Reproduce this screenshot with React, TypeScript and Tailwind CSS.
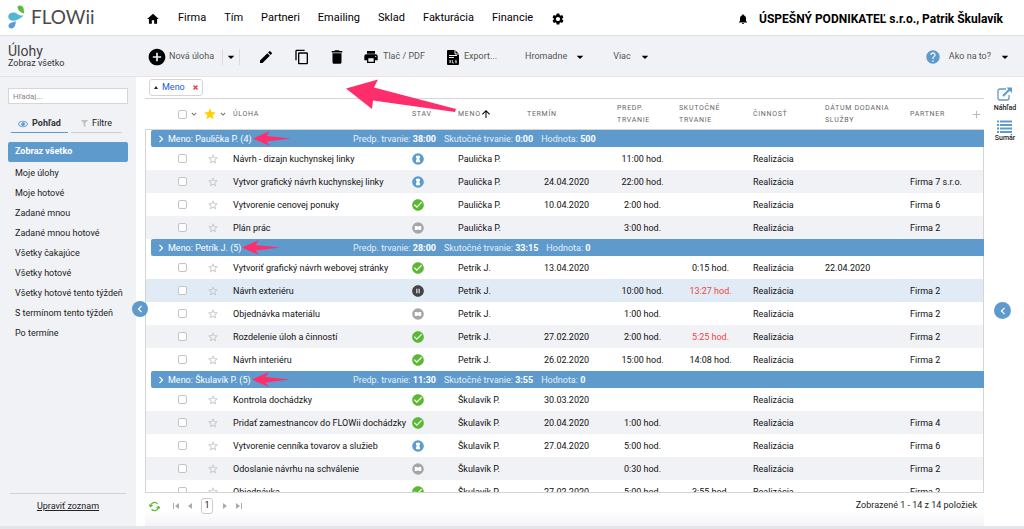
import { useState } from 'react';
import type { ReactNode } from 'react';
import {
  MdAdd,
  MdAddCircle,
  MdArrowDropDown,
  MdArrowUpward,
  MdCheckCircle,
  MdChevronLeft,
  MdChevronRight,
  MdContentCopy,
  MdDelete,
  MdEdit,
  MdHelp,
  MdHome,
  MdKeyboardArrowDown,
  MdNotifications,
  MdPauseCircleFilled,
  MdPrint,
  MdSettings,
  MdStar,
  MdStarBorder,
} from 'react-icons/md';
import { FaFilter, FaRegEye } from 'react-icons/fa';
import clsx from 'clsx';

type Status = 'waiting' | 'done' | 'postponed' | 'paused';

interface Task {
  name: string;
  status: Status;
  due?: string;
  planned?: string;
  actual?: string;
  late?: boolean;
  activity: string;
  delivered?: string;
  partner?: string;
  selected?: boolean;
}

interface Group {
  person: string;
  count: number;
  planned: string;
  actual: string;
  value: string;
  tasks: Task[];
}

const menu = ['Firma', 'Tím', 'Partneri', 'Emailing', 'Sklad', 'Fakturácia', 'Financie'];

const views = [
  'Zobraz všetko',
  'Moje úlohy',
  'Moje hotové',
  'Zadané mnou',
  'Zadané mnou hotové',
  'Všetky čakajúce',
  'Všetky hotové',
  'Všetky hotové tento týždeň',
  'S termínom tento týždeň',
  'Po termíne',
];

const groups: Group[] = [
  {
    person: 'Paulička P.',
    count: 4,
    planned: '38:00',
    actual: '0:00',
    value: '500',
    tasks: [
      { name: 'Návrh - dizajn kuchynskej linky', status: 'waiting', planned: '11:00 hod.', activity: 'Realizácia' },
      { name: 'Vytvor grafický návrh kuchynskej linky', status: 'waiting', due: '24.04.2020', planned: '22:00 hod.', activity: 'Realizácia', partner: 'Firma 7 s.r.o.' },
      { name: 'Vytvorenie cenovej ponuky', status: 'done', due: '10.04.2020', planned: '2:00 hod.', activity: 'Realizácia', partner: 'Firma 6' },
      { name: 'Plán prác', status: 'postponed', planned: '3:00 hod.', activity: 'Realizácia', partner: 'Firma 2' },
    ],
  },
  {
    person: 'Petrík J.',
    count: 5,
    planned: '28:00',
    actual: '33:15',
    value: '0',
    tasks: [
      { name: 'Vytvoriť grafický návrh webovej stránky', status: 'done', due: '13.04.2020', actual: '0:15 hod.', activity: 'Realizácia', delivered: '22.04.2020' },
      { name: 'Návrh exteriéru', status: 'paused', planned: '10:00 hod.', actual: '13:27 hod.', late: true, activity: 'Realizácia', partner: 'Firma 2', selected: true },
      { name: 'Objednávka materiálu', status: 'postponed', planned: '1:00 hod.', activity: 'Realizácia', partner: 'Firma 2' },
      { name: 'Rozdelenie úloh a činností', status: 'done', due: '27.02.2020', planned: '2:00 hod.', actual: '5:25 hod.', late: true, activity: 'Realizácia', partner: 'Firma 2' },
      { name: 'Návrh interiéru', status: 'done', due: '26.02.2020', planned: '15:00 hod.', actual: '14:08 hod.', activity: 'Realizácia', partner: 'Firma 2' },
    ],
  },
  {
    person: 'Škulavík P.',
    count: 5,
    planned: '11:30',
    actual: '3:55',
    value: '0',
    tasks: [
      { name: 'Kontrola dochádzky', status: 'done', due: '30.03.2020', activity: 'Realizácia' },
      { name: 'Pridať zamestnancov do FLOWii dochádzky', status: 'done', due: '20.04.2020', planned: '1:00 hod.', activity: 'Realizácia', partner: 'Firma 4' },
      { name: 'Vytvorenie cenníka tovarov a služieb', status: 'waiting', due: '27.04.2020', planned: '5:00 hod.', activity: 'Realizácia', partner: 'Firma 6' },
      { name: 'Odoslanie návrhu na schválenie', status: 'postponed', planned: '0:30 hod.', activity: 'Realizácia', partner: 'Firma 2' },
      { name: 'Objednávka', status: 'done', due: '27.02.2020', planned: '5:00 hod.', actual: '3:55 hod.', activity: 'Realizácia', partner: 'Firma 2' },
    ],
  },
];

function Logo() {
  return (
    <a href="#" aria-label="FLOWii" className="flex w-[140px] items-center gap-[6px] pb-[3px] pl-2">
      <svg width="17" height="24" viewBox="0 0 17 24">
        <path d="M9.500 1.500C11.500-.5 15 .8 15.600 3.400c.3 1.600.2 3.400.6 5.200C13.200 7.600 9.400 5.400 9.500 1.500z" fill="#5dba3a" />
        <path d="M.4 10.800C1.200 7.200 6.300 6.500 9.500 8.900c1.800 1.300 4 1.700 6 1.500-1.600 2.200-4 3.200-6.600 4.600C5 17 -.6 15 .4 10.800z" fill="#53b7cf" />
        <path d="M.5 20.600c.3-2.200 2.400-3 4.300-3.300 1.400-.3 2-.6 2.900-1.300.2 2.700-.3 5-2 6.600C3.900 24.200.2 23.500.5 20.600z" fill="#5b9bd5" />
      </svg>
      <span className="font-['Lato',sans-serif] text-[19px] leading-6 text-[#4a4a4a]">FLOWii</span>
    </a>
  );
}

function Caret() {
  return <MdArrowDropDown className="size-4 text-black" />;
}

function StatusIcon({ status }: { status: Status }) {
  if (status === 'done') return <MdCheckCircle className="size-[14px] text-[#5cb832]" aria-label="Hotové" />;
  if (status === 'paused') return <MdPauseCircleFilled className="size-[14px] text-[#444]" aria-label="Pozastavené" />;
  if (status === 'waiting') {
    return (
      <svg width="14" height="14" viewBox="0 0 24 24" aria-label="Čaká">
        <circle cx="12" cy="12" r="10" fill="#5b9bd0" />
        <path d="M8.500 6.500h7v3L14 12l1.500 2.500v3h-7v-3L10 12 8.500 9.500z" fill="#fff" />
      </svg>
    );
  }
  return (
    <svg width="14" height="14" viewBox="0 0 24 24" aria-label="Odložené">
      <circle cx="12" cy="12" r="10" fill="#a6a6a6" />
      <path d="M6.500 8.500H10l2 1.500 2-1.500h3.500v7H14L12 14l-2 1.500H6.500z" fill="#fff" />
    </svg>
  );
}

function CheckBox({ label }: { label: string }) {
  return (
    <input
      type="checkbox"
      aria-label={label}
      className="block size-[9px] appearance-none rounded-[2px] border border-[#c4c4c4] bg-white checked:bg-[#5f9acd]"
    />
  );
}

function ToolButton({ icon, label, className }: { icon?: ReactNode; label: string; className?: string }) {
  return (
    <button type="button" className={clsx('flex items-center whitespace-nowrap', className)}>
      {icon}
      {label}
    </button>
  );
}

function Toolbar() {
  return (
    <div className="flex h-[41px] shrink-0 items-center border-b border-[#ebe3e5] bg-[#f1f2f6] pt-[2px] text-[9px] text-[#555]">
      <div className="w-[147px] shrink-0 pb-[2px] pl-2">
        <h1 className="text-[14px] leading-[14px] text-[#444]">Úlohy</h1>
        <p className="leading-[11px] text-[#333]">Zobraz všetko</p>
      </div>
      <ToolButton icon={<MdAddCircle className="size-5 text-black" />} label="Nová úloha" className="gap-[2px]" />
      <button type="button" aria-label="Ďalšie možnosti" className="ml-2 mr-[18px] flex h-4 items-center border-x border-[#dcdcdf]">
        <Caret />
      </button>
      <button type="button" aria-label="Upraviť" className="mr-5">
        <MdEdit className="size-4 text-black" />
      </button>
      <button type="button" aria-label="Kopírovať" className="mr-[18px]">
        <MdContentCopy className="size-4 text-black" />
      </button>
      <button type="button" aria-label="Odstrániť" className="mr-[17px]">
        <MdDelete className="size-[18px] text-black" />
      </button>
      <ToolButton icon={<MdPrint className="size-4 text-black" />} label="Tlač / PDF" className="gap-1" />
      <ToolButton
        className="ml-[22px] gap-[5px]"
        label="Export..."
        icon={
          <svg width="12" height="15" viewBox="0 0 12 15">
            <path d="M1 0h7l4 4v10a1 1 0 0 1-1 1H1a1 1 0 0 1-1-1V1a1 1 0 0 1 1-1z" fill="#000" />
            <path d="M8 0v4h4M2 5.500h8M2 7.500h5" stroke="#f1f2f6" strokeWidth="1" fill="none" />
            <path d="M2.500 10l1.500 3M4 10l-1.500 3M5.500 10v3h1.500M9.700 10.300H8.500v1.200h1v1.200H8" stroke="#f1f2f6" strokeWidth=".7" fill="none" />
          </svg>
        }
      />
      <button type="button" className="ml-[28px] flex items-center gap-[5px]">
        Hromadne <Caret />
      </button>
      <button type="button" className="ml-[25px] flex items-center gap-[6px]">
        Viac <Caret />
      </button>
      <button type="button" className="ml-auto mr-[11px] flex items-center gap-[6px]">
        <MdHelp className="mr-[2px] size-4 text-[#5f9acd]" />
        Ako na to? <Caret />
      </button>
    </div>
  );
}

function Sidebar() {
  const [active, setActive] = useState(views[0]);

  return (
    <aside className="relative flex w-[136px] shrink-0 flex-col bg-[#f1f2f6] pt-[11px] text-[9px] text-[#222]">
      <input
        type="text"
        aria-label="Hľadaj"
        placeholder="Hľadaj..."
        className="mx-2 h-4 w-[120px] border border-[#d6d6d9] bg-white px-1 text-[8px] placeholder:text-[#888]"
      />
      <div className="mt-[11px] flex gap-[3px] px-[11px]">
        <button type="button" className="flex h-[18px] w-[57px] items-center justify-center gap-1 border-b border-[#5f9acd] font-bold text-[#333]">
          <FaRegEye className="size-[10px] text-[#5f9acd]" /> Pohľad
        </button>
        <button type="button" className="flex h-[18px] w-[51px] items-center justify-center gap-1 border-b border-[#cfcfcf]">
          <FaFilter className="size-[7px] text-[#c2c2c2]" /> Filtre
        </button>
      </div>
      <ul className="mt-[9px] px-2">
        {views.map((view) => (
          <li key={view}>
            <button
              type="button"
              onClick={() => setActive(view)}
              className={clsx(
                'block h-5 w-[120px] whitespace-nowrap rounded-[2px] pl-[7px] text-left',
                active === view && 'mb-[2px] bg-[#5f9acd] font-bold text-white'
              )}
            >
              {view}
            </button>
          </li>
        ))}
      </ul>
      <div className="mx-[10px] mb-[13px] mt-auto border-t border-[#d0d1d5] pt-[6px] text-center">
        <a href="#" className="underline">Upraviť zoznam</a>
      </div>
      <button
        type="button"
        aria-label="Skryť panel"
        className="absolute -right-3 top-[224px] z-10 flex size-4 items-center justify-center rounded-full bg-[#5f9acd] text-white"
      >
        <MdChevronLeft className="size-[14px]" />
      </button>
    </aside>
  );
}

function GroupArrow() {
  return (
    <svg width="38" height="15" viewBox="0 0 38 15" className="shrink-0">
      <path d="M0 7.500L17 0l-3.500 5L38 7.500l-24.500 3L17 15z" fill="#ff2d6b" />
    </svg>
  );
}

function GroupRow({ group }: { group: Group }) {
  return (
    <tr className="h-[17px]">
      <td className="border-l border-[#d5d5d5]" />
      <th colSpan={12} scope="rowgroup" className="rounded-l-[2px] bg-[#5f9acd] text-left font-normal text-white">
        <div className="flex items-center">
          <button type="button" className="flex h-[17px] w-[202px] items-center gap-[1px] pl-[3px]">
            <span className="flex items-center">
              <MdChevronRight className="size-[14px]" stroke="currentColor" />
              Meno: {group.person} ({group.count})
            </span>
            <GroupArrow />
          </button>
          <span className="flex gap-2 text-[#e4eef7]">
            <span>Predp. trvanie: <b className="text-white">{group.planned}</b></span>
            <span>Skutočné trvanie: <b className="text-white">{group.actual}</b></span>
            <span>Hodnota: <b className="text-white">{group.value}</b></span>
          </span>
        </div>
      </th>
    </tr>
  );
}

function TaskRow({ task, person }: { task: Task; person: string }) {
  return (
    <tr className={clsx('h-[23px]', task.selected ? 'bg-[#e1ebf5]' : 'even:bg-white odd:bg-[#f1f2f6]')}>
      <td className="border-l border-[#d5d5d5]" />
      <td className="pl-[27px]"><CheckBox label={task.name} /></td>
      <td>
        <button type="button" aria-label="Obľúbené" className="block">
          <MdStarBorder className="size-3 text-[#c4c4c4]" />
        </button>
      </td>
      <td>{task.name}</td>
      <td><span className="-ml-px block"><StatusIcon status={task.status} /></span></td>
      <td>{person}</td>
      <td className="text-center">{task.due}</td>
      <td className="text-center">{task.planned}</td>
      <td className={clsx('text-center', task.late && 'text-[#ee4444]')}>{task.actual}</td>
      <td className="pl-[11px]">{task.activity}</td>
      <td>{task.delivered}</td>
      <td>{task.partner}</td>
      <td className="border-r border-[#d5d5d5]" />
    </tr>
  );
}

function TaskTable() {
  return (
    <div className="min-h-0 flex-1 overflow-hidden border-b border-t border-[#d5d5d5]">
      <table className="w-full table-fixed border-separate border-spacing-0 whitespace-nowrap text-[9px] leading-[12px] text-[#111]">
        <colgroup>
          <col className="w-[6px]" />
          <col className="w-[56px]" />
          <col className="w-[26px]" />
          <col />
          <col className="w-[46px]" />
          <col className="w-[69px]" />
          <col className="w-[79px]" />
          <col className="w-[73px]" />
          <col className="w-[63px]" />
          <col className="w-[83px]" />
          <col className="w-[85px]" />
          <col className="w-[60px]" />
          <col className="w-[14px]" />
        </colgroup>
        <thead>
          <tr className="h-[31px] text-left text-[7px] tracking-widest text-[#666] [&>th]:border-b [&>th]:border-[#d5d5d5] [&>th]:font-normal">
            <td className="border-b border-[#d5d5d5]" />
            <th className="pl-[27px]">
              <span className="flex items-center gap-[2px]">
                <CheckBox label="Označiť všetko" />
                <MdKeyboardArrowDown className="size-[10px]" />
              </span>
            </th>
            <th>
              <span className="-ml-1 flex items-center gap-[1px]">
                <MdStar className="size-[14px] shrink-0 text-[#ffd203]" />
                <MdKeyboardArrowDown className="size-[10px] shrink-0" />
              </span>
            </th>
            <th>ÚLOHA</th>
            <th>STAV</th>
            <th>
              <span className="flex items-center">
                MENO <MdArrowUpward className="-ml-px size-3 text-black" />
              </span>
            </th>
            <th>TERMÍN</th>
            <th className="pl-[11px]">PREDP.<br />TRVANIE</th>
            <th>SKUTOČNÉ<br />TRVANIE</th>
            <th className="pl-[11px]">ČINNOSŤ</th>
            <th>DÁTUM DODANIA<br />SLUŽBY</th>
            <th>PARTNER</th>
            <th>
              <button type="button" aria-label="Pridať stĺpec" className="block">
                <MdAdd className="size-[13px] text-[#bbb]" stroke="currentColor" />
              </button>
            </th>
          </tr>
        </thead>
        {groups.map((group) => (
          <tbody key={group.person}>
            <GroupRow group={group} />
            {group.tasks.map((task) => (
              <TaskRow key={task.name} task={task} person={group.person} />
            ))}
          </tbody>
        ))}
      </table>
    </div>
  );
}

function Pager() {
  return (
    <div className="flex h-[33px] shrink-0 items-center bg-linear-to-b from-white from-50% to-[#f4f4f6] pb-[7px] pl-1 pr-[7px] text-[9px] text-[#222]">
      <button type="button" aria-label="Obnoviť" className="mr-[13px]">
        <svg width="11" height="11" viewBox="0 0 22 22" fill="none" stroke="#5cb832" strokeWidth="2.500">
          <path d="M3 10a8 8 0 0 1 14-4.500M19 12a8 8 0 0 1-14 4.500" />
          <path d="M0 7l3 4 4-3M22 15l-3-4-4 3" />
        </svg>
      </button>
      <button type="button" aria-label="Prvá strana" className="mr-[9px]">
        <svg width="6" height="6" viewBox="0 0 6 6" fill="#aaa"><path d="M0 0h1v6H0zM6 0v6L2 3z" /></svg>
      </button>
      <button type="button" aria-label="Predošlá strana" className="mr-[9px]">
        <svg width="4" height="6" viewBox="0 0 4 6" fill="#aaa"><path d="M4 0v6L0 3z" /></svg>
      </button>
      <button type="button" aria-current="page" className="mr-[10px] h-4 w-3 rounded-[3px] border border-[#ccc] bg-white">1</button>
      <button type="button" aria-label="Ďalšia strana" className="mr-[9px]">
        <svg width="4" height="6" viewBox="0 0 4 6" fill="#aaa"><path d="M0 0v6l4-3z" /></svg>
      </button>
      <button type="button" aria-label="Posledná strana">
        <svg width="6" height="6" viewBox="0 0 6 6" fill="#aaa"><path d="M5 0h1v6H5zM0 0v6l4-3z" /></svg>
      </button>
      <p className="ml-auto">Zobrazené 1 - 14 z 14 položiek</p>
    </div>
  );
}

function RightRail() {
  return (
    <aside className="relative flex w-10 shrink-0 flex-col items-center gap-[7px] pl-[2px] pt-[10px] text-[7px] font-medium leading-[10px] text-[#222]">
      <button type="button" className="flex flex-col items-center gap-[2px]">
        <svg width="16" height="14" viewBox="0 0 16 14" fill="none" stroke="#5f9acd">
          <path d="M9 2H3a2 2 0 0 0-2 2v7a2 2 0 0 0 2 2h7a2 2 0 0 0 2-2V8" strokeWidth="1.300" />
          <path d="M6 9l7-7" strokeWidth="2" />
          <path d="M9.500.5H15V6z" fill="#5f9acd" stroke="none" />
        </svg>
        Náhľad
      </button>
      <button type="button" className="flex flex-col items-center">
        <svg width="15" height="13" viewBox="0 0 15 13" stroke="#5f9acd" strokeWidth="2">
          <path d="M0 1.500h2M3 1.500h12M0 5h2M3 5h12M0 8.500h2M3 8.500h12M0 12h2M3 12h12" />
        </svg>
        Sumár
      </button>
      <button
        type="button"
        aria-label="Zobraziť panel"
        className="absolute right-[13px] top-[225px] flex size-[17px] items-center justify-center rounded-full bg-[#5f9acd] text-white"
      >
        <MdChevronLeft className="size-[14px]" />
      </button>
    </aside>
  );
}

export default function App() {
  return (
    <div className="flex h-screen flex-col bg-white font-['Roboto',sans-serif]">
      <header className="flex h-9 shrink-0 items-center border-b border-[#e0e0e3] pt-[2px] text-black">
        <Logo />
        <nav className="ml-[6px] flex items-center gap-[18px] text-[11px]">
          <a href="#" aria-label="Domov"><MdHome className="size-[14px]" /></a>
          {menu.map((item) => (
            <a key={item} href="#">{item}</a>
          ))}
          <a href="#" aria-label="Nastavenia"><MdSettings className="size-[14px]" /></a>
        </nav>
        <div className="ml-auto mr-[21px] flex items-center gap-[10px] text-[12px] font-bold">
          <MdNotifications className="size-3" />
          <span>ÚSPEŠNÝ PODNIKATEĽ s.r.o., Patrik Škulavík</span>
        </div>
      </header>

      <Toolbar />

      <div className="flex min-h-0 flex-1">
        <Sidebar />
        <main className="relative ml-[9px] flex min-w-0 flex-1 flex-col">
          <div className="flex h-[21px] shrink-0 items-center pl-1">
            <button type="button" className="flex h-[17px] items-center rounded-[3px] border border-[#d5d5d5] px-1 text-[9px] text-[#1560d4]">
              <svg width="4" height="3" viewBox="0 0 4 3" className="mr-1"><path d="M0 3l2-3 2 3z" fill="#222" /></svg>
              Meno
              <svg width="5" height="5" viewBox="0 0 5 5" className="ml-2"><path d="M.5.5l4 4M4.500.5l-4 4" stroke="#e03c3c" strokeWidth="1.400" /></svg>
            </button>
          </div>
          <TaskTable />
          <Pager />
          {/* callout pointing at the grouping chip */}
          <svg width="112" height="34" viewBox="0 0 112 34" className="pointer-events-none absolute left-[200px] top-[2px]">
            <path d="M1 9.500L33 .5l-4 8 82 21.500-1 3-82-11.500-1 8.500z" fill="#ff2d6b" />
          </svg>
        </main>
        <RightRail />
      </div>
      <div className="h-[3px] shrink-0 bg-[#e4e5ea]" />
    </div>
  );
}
##########
Quote, please, every line of the material above from its start through the line that has "import clsx from 'clsx';", reproducing the words exactly and dropping any images.

Reproduce this screenshot with React, TypeScript and Tailwind CSS.
import { useState } from 'react';
import type { ReactNode } from 'react';
import {
  MdAdd,
  MdAddCircle,
  MdArrowDropDown,
  MdArrowUpward,
  MdCheckCircle,
  MdChevronLeft,
  MdChevronRight,
  MdContentCopy,
  MdDelete,
  MdEdit,
  MdHelp,
  MdHome,
  MdKeyboardArrowDown,
  MdNotifications,
  MdPauseCircleFilled,
  MdPrint,
  MdSettings,
  MdStar,
  MdStarBorder,
} from 'react-icons/md';
import { FaFilter, FaRegEye } from 'react-icons/fa';
import clsx from 'clsx';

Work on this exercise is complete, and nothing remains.